Kasubdit IV Ditres Siber Polda Metro Jaya, AKBP Herman Edco Wijaya Simbolon, menyampaikan bahwa tiga tersangka yang diamankan yakni ORM (36), R (29), dan APD (24).
ORM diketahui sebagai otak operasional, bertugas membuat akun palsu, menyediakan tempat operasional, serta mengatur arus keuangan.
“Tersangka ini pernah berpengalaman sebagai scammer di Kamboja. Sementara itu, tersangka R berperan sebagai customer service palsu yang meyakinkan korban, dan APD turut membuat akun media sosial serta berpura-pura sebagai pengguna lain yang seolah telah mendapatkan keuntungan,” kata Herman.
“Dia (APD) akan berinteraksi dengan pelaku lainnya seolah-olah dia juga customer service, menjelaskan cara kerja investasi di aplikasi palsu tersebut,” terangnya.
Polisi juga masih memburu satu tersangka lainnya berinisial A yang diduga bertanggung jawab dalam pembuatan situs e-commerce palsu yang digunakan dalam tindak kejahatan ini.

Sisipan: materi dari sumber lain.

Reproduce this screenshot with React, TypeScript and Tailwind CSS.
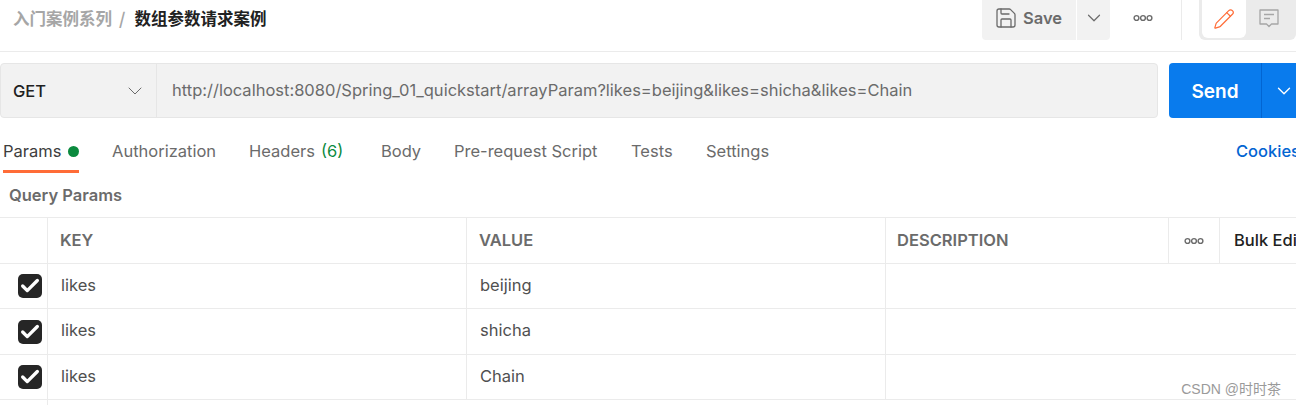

Dalam salah satu laporan, korban mengalami kerugian hingga Rp 400 juta. Awalnya korban memang menerima komisi dari dua transaksi awal, namun setelah menyetor dana lebih besar, komunikasi dengan pelaku terputus dan dana tidak dapat ditarik kembali.

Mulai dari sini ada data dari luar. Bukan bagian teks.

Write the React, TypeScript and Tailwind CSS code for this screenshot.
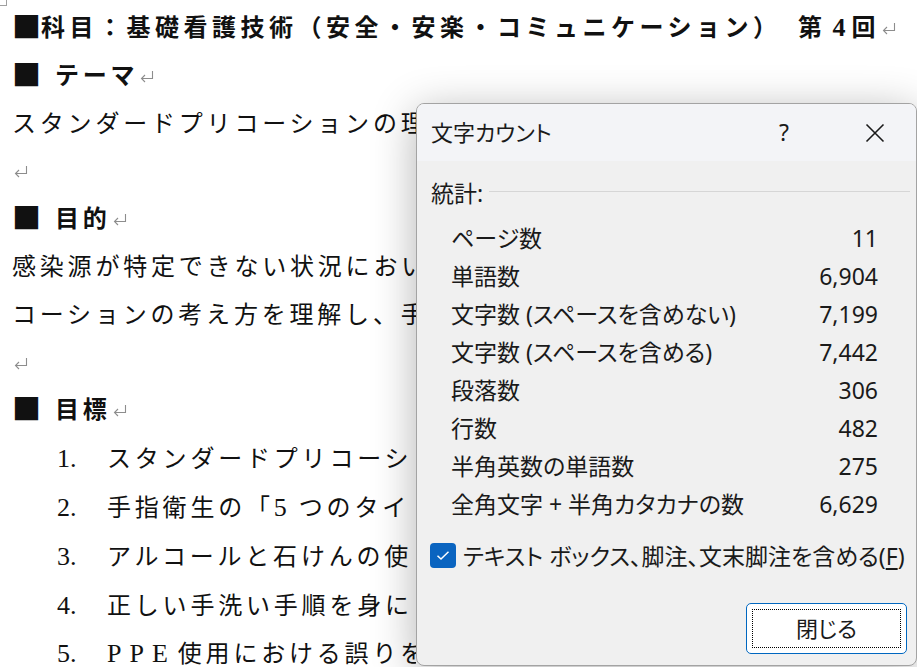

“Dari hasil penangkapan, kami telah menyita barang bukti berupa komputer, ponsel, dan sejumlah rekening yang digunakan pelaku dalam menjalankan aksinya,” tambah Herman.
Para tersangka dijerat dengan Pasal 45A ayat (1) jo Pasal 28 ayat (1) Undang-Undang Nomor 11 Tahun 2008 tentang Informasi dan Transaksi Elektronik, sebagaimana telah diubah dengan Undang-Undang Nomor 1 Tahun 2024.
Selain itu, mereka juga dikenai Pasal 3, 4, dan 5 Undang-Undang Nomor 8 Tahun 2010 tentang Pencegahan dan Pemberantasan Tindak Pidana Pencucian Uang.
“Kami mengimbau masyarakat untuk lebih berhati-hati terhadap penawaran pekerjaan dan investasi yang tidak jelas legalitasnya, khususnya yang disampaikan melalui media sosial,” pungkasnya,(*)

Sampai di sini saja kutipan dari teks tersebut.